Write down every entry below once more, exactly.

### Supplied data
◇ ◇ ◇ ◇ ◇ ◇ ◇
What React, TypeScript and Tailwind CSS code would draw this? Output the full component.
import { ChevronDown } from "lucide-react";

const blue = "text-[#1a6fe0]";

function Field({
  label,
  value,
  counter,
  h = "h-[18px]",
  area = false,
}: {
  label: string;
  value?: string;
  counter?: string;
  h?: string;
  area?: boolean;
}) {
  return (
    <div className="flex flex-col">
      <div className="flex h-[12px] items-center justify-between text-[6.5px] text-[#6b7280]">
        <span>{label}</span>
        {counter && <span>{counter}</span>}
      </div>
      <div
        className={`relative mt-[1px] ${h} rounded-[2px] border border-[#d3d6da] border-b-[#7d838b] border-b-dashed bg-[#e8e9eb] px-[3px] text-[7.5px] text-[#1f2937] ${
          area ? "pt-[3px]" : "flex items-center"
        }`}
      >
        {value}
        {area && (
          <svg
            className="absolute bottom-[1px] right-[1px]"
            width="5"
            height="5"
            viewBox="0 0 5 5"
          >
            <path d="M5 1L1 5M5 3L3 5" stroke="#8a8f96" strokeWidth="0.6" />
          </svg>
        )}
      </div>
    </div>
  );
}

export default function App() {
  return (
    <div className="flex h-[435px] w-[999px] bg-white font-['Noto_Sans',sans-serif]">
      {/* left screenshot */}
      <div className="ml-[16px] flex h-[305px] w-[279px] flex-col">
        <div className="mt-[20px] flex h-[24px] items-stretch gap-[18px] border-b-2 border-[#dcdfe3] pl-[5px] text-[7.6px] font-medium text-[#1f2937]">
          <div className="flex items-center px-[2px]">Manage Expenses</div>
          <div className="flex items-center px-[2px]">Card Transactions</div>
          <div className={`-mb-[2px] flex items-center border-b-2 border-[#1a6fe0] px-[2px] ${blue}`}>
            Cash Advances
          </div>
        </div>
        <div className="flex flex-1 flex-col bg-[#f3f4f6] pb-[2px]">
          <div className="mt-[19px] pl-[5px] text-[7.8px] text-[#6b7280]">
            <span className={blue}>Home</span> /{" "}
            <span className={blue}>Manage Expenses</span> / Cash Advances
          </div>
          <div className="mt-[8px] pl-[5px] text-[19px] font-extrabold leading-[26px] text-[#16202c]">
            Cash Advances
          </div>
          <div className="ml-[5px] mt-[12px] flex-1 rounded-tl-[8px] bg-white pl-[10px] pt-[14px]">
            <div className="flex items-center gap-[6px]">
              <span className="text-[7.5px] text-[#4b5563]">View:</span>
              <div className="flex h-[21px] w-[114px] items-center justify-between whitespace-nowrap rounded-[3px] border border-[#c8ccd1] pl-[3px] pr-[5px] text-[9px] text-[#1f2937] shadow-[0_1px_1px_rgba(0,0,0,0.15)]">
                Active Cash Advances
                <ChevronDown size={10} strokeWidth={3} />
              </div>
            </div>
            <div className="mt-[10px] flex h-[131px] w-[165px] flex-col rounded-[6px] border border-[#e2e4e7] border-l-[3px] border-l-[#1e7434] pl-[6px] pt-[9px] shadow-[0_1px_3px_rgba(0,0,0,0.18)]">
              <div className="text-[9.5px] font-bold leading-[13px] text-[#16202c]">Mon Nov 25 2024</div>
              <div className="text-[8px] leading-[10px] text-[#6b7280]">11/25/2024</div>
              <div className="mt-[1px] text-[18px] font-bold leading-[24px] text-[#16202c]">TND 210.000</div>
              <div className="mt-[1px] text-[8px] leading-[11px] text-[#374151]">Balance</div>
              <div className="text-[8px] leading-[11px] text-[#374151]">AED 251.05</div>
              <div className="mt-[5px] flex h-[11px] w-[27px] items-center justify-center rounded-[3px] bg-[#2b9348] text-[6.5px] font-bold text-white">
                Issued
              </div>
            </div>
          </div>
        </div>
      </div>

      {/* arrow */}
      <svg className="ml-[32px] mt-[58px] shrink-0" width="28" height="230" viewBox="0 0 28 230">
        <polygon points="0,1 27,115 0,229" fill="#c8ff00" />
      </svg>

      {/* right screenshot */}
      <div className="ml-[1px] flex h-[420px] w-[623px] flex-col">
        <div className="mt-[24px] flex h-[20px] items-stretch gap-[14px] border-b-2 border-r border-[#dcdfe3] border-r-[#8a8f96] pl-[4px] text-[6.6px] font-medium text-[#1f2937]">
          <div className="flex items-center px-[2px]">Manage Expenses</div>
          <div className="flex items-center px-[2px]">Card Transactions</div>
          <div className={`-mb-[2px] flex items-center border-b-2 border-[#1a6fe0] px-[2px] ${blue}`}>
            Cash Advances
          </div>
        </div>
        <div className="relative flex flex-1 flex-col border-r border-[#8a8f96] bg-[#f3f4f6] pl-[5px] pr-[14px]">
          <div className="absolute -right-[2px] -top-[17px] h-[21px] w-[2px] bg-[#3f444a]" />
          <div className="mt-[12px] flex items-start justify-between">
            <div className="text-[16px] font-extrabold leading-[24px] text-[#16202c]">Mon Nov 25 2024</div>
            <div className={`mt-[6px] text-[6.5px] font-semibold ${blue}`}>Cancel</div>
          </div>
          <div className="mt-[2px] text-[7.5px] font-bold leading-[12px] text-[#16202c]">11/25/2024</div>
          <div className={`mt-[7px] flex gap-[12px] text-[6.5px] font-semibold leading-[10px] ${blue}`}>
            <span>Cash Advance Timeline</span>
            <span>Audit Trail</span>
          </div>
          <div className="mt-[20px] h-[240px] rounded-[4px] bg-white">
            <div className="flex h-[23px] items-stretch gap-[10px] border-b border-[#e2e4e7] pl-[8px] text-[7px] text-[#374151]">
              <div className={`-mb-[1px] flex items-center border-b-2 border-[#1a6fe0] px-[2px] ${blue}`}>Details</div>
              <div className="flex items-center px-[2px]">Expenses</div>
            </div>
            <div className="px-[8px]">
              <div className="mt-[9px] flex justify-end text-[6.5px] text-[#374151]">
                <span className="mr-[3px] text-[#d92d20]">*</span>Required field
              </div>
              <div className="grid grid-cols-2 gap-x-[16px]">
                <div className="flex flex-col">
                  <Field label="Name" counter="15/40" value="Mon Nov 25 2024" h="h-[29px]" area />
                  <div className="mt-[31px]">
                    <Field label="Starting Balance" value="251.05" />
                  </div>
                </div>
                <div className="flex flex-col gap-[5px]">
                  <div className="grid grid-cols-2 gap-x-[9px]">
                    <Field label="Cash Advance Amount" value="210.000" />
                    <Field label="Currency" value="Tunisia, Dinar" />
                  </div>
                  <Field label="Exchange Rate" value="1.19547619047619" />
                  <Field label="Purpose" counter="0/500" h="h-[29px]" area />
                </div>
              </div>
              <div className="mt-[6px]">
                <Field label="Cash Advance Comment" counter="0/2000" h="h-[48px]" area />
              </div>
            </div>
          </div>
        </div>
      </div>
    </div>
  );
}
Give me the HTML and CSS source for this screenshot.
◇ ◇ ◇ ◇ ◇ ◇ ◇
### The solution
What React, TypeScript and Tailwind CSS code would draw this? Output the full component.
import { ChevronDown } from "lucide-react";

const blue = "text-[#1a6fe0]";

function Field({
  label,
  value,
  counter,
  h = "h-[18px]",
  area = false,
}: {
  label: string;
  value?: string;
  counter?: string;
  h?: string;
  area?: boolean;
}) {
  return (
    <div className="flex flex-col">
      <div className="flex h-[12px] items-center justify-between text-[6.5px] text-[#6b7280]">
        <span>{label}</span>
        {counter && <span>{counter}</span>}
      </div>
      <div
        className={`relative mt-[1px] ${h} rounded-[2px] border border-[#d3d6da] border-b-[#7d838b] border-b-dashed bg-[#e8e9eb] px-[3px] text-[7.5px] text-[#1f2937] ${
          area ? "pt-[3px]" : "flex items-center"
        }`}
      >
        {value}
        {area && (
          <svg
            className="absolute bottom-[1px] right-[1px]"
            width="5"
            height="5"
            viewBox="0 0 5 5"
          >
            <path d="M5 1L1 5M5 3L3 5" stroke="#8a8f96" strokeWidth="0.6" />
          </svg>
        )}
      </div>
    </div>
  );
}

export default function App() {
  return (
    <div className="flex h-[435px] w-[999px] bg-white font-['Noto_Sans',sans-serif]">
      {/* left screenshot */}
      <div className="ml-[16px] flex h-[305px] w-[279px] flex-col">
        <div className="mt-[20px] flex h-[24px] items-stretch gap-[18px] border-b-2 border-[#dcdfe3] pl-[5px] text-[7.6px] font-medium text-[#1f2937]">
          <div className="flex items-center px-[2px]">Manage Expenses</div>
          <div className="flex items-center px-[2px]">Card Transactions</div>
          <div className={`-mb-[2px] flex items-center border-b-2 border-[#1a6fe0] px-[2px] ${blue}`}>
            Cash Advances
          </div>
        </div>
        <div className="flex flex-1 flex-col bg-[#f3f4f6] pb-[2px]">
          <div className="mt-[19px] pl-[5px] text-[7.8px] text-[#6b7280]">
            <span className={blue}>Home</span> /{" "}
            <span className={blue}>Manage Expenses</span> / Cash Advances
          </div>
          <div className="mt-[8px] pl-[5px] text-[19px] font-extrabold leading-[26px] text-[#16202c]">
            Cash Advances
          </div>
          <div className="ml-[5px] mt-[12px] flex-1 rounded-tl-[8px] bg-white pl-[10px] pt-[14px]">
            <div className="flex items-center gap-[6px]">
              <span className="text-[7.5px] text-[#4b5563]">View:</span>
              <div className="flex h-[21px] w-[114px] items-center justify-between whitespace-nowrap rounded-[3px] border border-[#c8ccd1] pl-[3px] pr-[5px] text-[9px] text-[#1f2937] shadow-[0_1px_1px_rgba(0,0,0,0.15)]">
                Active Cash Advances
                <ChevronDown size={10} strokeWidth={3} />
              </div>
            </div>
            <div className="mt-[10px] flex h-[131px] w-[165px] flex-col rounded-[6px] border border-[#e2e4e7] border-l-[3px] border-l-[#1e7434] pl-[6px] pt-[9px] shadow-[0_1px_3px_rgba(0,0,0,0.18)]">
              <div className="text-[9.5px] font-bold leading-[13px] text-[#16202c]">Mon Nov 25 2024</div>
              <div className="text-[8px] leading-[10px] text-[#6b7280]">11/25/2024</div>
              <div className="mt-[1px] text-[18px] font-bold leading-[24px] text-[#16202c]">TND 210.000</div>
              <div className="mt-[1px] text-[8px] leading-[11px] text-[#374151]">Balance</div>
              <div className="text-[8px] leading-[11px] text-[#374151]">AED 251.05</div>
              <div className="mt-[5px] flex h-[11px] w-[27px] items-center justify-center rounded-[3px] bg-[#2b9348] text-[6.5px] font-bold text-white">
                Issued
              </div>
            </div>
          </div>
        </div>
      </div>

      {/* arrow */}
      <svg className="ml-[32px] mt-[58px] shrink-0" width="28" height="230" viewBox="0 0 28 230">
        <polygon points="0,1 27,115 0,229" fill="#c8ff00" />
      </svg>

      {/* right screenshot */}
      <div className="ml-[1px] flex h-[420px] w-[623px] flex-col">
        <div className="mt-[24px] flex h-[20px] items-stretch gap-[14px] border-b-2 border-r border-[#dcdfe3] border-r-[#8a8f96] pl-[4px] text-[6.6px] font-medium text-[#1f2937]">
          <div className="flex items-center px-[2px]">Manage Expenses</div>
          <div className="flex items-center px-[2px]">Card Transactions</div>
          <div className={`-mb-[2px] flex items-center border-b-2 border-[#1a6fe0] px-[2px] ${blue}`}>
            Cash Advances
          </div>
        </div>
        <div className="relative flex flex-1 flex-col border-r border-[#8a8f96] bg-[#f3f4f6] pl-[5px] pr-[14px]">
          <div className="absolute -right-[2px] -top-[17px] h-[21px] w-[2px] bg-[#3f444a]" />
          <div className="mt-[12px] flex items-start justify-between">
            <div className="text-[16px] font-extrabold leading-[24px] text-[#16202c]">Mon Nov 25 2024</div>
            <div className={`mt-[6px] text-[6.5px] font-semibold ${blue}`}>Cancel</div>
          </div>
          <div className="mt-[2px] text-[7.5px] font-bold leading-[12px] text-[#16202c]">11/25/2024</div>
          <div className={`mt-[7px] flex gap-[12px] text-[6.5px] font-semibold leading-[10px] ${blue}`}>
            <span>Cash Advance Timeline</span>
            <span>Audit Trail</span>
          </div>
          <div className="mt-[20px] h-[240px] rounded-[4px] bg-white">
            <div className="flex h-[23px] items-stretch gap-[10px] border-b border-[#e2e4e7] pl-[8px] text-[7px] text-[#374151]">
              <div className={`-mb-[1px] flex items-center border-b-2 border-[#1a6fe0] px-[2px] ${blue}`}>Details</div>
              <div className="flex items-center px-[2px]">Expenses</div>
            </div>
            <div className="px-[8px]">
              <div className="mt-[9px] flex justify-end text-[6.5px] text-[#374151]">
                <span className="mr-[3px] text-[#d92d20]">*</span>Required field
              </div>
              <div className="grid grid-cols-2 gap-x-[16px]">
                <div className="flex flex-col">
                  <Field label="Name" counter="15/40" value="Mon Nov 25 2024" h="h-[29px]" area />
                  <div className="mt-[31px]">
                    <Field label="Starting Balance" value="251.05" />
                  </div>
                </div>
                <div className="flex flex-col gap-[5px]">
                  <div className="grid grid-cols-2 gap-x-[9px]">
                    <Field label="Cash Advance Amount" value="210.000" />
                    <Field label="Currency" value="Tunisia, Dinar" />
                  </div>
                  <Field label="Exchange Rate" value="1.19547619047619" />
                  <Field label="Purpose" counter="0/500" h="h-[29px]" area />
                </div>
              </div>
              <div className="mt-[6px]">
                <Field label="Cash Advance Comment" counter="0/2000" h="h-[48px]" area />
              </div>
            </div>
          </div>
        </div>
      </div>
    </div>
  );
}
Give me the HTML and CSS source for this screenshot.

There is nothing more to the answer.